The most efficient data type for your association

Most developers don’t spend a lot of thoughts on the data type of a to-many association. They just choose a java.util.List because it’s simple and doesn’t perform any checks to avoid duplicates.

That’s OK, if you implement a basic Java class or if you model a One-to-Many/Many-to-One association. But you should never use a List if you model a Many-to-Many association.

@Entity
public class Book {

	// DON'T DO THIS!!!
	@ManyToMany
	@JoinTable(name = "book_author", 
			joinColumns = { @JoinColumn(name = "fk_book") }, 
			inverseJoinColumns = { @JoinColumn(name = "fk_author") })
	private List<Author> authors = new ArrayList<Author>();
	
	...
}

Hibernate handles remove operations on Many-to-Many relationships that are mapped to a java.util.List very inefficiently.

em = emf.createEntityManager();
em.getTransaction().begin();

// Get Book entity with 2 Authors
b = em.find(Book.class, 1L);

// Remove one of the Author
b.getAuthors().remove(a);

em.getTransaction().commit();
em.close();

It first removes all records from the association table before it inserts all remaining ones.

09:54:28,876 DEBUG [org.hibernate.SQL] - update Book set title=?, version=? where id=? and version=?
09:54:28,878 DEBUG [org.hibernate.SQL] - delete from book_author where fk_book=?
09:54:28,882 DEBUG [org.hibernate.SQL] - insert into book_author (fk_book, fk_author) values (?, ?)

You should instead model a many-to-many association as a java.util.Set.

@Entity
public class Book {

	@ManyToMany
	@JoinTable(name = "book_author", 
			joinColumns = { @JoinColumn(name = "fk_book") }, 
			inverseJoinColumns = { @JoinColumn(name = "fk_author") })
	private Set<Author> authors = new HashSet<Author>();
	
	...
}

Hibernate then handles remove operations on the association much better. It now only removes the expected records from the association and keeps the others untouched.

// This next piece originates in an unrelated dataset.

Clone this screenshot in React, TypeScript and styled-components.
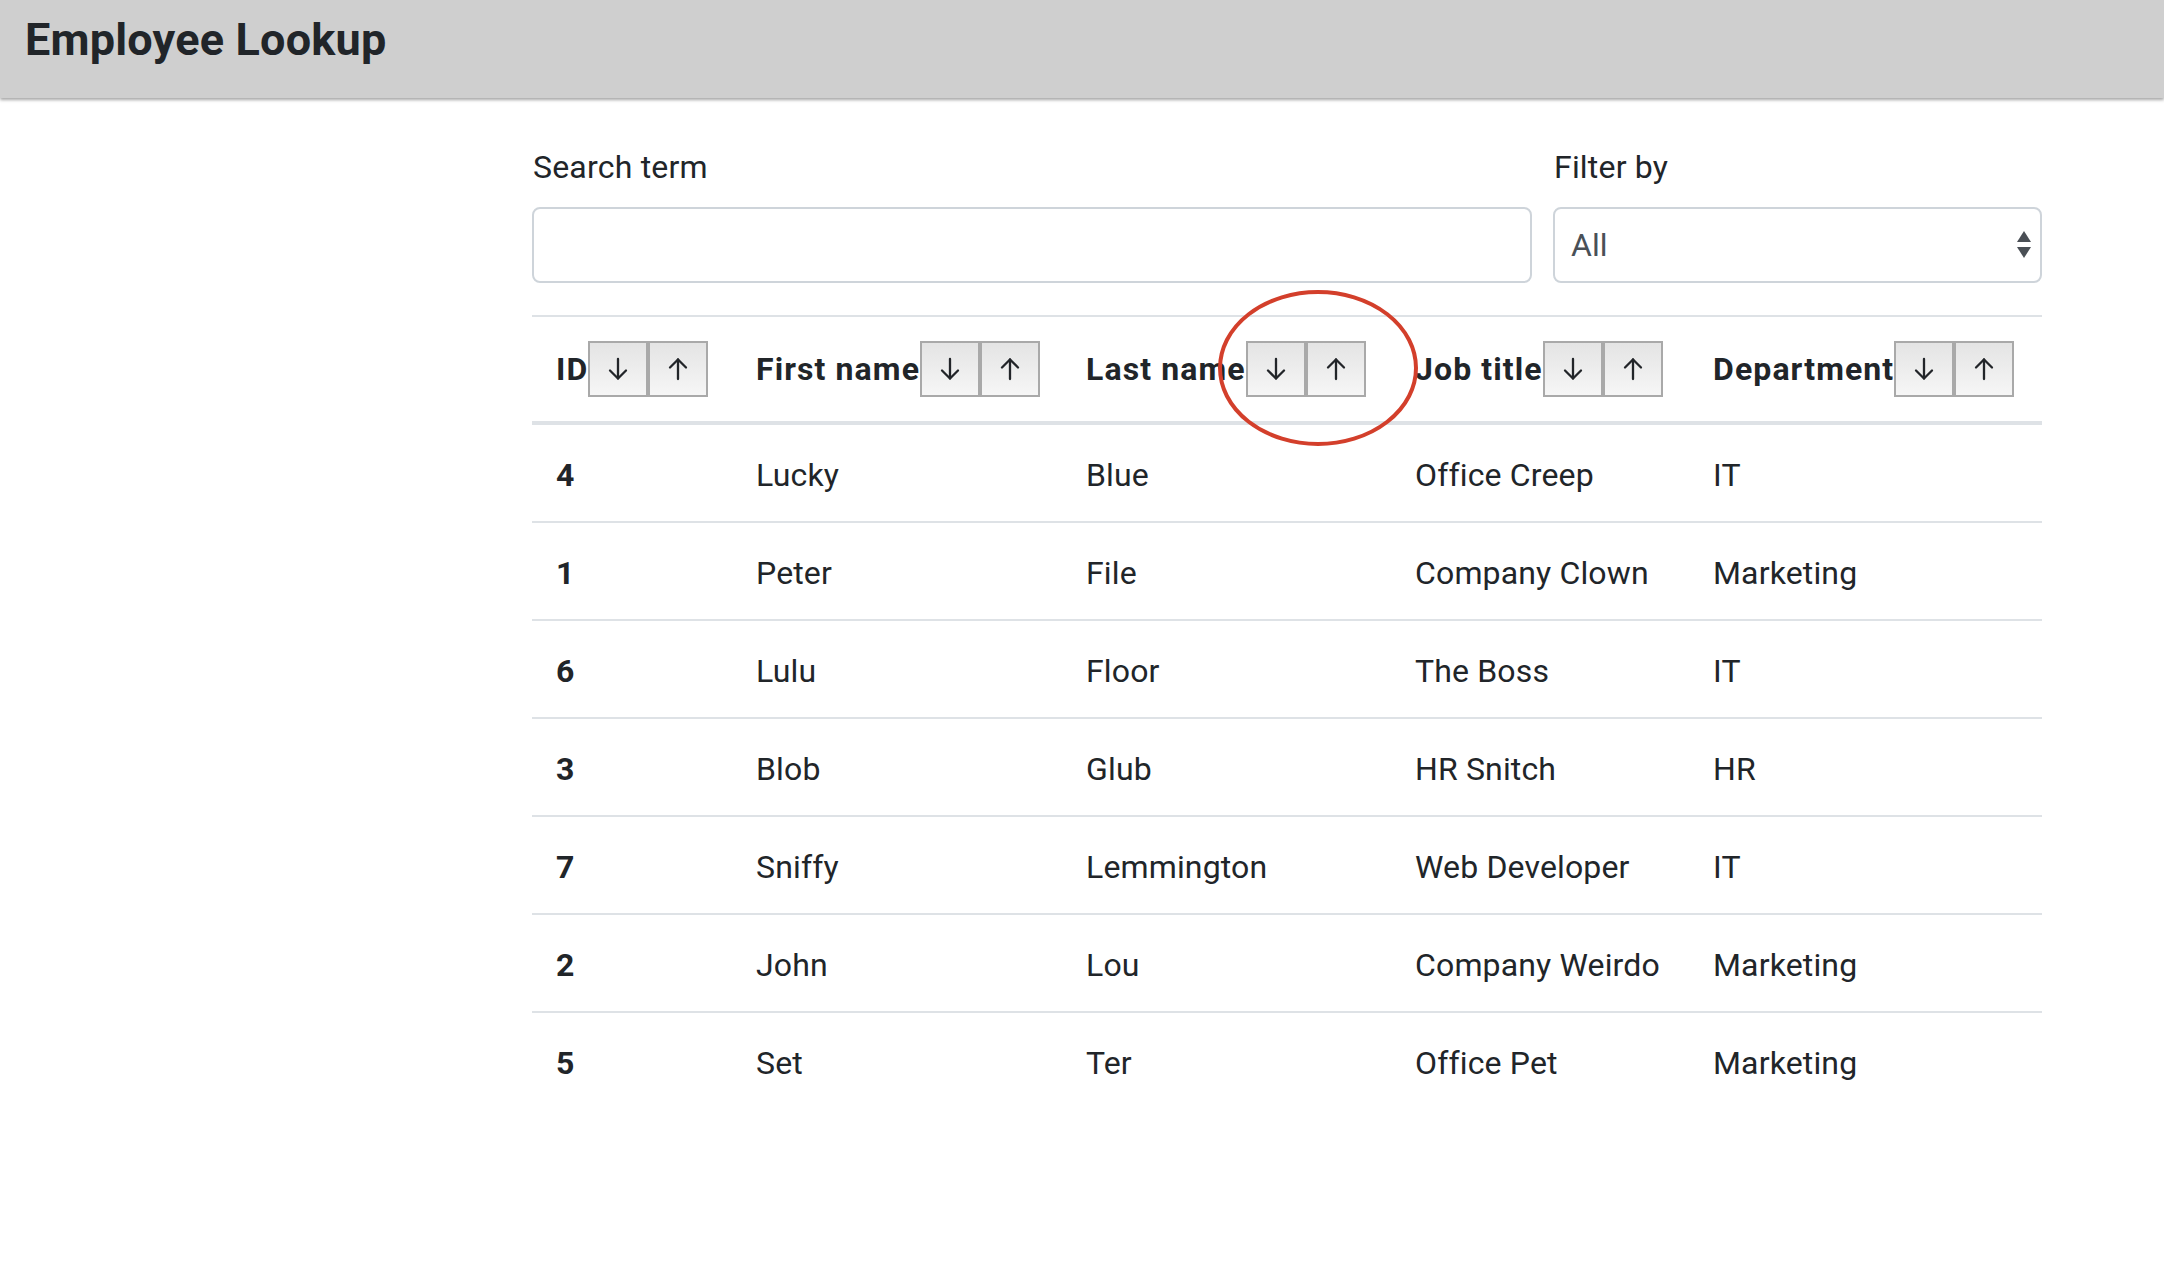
import React from "react";
import styled, { createGlobalStyle } from "styled-components";

const GlobalStyle = createGlobalStyle`
  html, body { margin: 0; padding: 0; background: #ffffff; }
  body {
    font-family: Roboto, "Liberation Sans", Arial, sans-serif;
    font-size: 32px;
    line-height: 1.5;
    color: #212529;
  }
  * { box-sizing: border-box; }
`;

const Page = styled.div`
  position: relative;
  width: 2164px;
  min-height: 1288px;
`;

const TopBar = styled.header`
  height: 98px;
  background: #cfcfcf;
  box-shadow: 0 2px 3px rgba(0, 0, 0, 0.35);
  padding: 12px 0 0 25px;
`;

const Title = styled.h1`
  margin: 0;
  font-size: 45px;
  font-weight: 700;
  line-height: 56px;
  color: #212529;
  letter-spacing: 0.2px;
`;

const Main = styled.main`
  width: 1510px;
  margin-left: 532px;
  padding-top: 45px;
`;

const FormRow = styled.div`
  display: grid;
  grid-template-columns: 1000px 489px;
  column-gap: 21px;
  margin-bottom: 32px;
`;

const Field = styled.div`
  display: flex;
  flex-direction: column;
`;

const Label = styled.label`
  display: block;
  line-height: 48px;
  margin: 0 0 16px 1px;
  letter-spacing: 0.2px;
`;

const TextInput = styled.input`
  height: 76px;
  width: 100%;
  border: 2px solid #ced4da;
  border-radius: 8px;
  padding: 0 24px;
  font: inherit;
  color: #495057;
  background: #fff;
  outline: none;
`;

const SelectWrap = styled.div`
  position: relative;
  height: 76px;
`;

const Select = styled.select`
  appearance: none;
  -webkit-appearance: none;
  height: 76px;
  width: 100%;
  border: 2px solid #ced4da;
  border-radius: 8px;
  padding: 0 40px 0 16px;
  font: inherit;
  color: #495057;
  background: #fff;
  outline: none;
`;

const SelectArrows = styled.svg`
  position: absolute;
  right: 10px;
  top: 23px;
  pointer-events: none;
`;

const Table = styled.table`
  width: 1510px;
  border-collapse: collapse;
  table-layout: fixed;
`;

const HeadCell = styled.th`
  text-align: left;
  font-weight: 700;
  letter-spacing: 1.1px;
  padding: 24px 0 24px 24px;
  border-top: 2px solid #dee2e6;
  border-bottom: 4px solid #dee2e6;
  vertical-align: middle;
  white-space: nowrap;
`;

const HeadInner = styled.div`
  display: flex;
  align-items: center;
  height: 56px;
`;

const SortButton = styled.button`
  width: 60px;
  height: 56px;
  margin: 0;
  padding: 0;
  display: inline-flex;
  align-items: center;
  justify-content: center;
  border: 2px solid #a9a9a9;
  background: linear-gradient(#e4e4e4, #f6f6f6);
  cursor: pointer;
`;

const Row = styled.tr`
  border-bottom: 2px solid #dee2e6;
  &:last-child { border-bottom: none; }
`;

const Cell = styled.td<{ $bold?: boolean }>`
  padding: 26px 0 22px 24px;
  line-height: 48px;
  font-weight: ${(p) => (p.$bold ? 700 : 400)};
  letter-spacing: 0.15px;
  white-space: nowrap;
`;

const Annotation = styled.svg`
  position: absolute;
  left: 1216px;
  top: 288px;
  pointer-events: none;
`;

const ArrowIcon = ({ up }: { up?: boolean }) => (
  <svg width="22" height="24" viewBox="0 0 22 24" fill="none">
    <g stroke="#222529" strokeWidth="2.3" strokeLinecap="round" strokeLinejoin="round">
      {up ? (
        <>
          <line x1="11" y1="2.5" x2="11" y2="22" />
          <polyline points="3,10.5 11,2.5 19,10.5" />
        </>
      ) : (
        <>
          <line x1="11" y1="2" x2="11" y2="21.5" />
          <polyline points="3,13.5 11,21.5 19,13.5" />
        </>
      )}
    </g>
  </svg>
);

const columns = [
  { label: "ID", width: 200 },
  { label: "First name", width: 330 },
  { label: "Last name", width: 329 },
  { label: "Job title", width: 298 },
  { label: "Department", width: 353 },
];

const employees = [
  { id: 4, first: "Lucky", last: "Blue", job: "Office Creep", dept: "IT" },
  { id: 1, first: "Peter", last: "File", job: "Company Clown", dept: "Marketing" },
  { id: 6, first: "Lulu", last: "Floor", job: "The Boss", dept: "IT" },
  { id: 3, first: "Blob", last: "Glub", job: "HR Snitch", dept: "HR" },
  { id: 7, first: "Sniffy", last: "Lemmington", job: "Web Developer", dept: "IT" },
  { id: 2, first: "John", last: "Lou", job: "Company Weirdo", dept: "Marketing" },
  { id: 5, first: "Set", last: "Ter", job: "Office Pet", dept: "Marketing" },
];

export default function App() {
  return (
    <Page>
      <GlobalStyle />
      <TopBar>
        <Title>Employee Lookup</Title>
      </TopBar>
      <Main>
        <FormRow>
          <Field>
            <Label htmlFor="search">Search term</Label>
            <TextInput id="search" type="text" />
          </Field>
          <Field>
            <Label htmlFor="filter">Filter by</Label>
            <SelectWrap>
              <Select id="filter" defaultValue="All">
                <option>All</option>
                <option>IT</option>
                <option>Marketing</option>
                <option>HR</option>
              </Select>
              <SelectArrows width="16" height="30" viewBox="0 0 16 30">
                <polygon points="8,1 15,12 1,12" fill="#4a4f55" />
                <polygon points="1,17 15,17 8,28" fill="#4a4f55" />
              </SelectArrows>
            </SelectWrap>
          </Field>
        </FormRow>
        <Table>
          <colgroup>
            {columns.map((c) => (
              <col key={c.label} style={{ width: c.width }} />
            ))}
          </colgroup>
          <thead>
            <tr>
              {columns.map((c) => (
                <HeadCell key={c.label}>
                  <HeadInner>
                    {c.label}
                    <SortButton aria-label={`Sort ${c.label} descending`}>
                      <ArrowIcon />
                    </SortButton>
                    <SortButton aria-label={`Sort ${c.label} ascending`}>
                      <ArrowIcon up />
                    </SortButton>
                  </HeadInner>
                </HeadCell>
              ))}
            </tr>
          </thead>
          <tbody>
            {employees.map((e) => (
              <Row key={e.id}>
                <Cell $bold>{e.id}</Cell>
                <Cell>{e.first}</Cell>
                <Cell>{e.last}</Cell>
                <Cell>{e.job}</Cell>
                <Cell>{e.dept}</Cell>
              </Row>
            ))}
          </tbody>
        </Table>
      </Main>
      <Annotation width="204" height="160" viewBox="0 0 204 160">
        <ellipse cx="102" cy="80" rx="98" ry="76" fill="none" stroke="#d33f2b" strokeWidth="4" />
      </Annotation>
    </Page>
  );
}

10:00:37,709 DEBUG [org.hibernate.SQL] - update Book set title=?, version=? where id=? and version=?
10:00:37,711 DEBUG [org.hibernate.SQL] - delete from book_author where fk_book=? and fk_author=?

Why you need utility methods to manage your association

Bidirectional associations are mapped to an entity attribute on both ends of the relationships. So, in the previous example, you have an authors attribute on the Book entity, and a books attribute on the Author entity. That makes implementing a JPQL or CriteriaQuery very comfortable because you can use these attributes to define a JOIN clause.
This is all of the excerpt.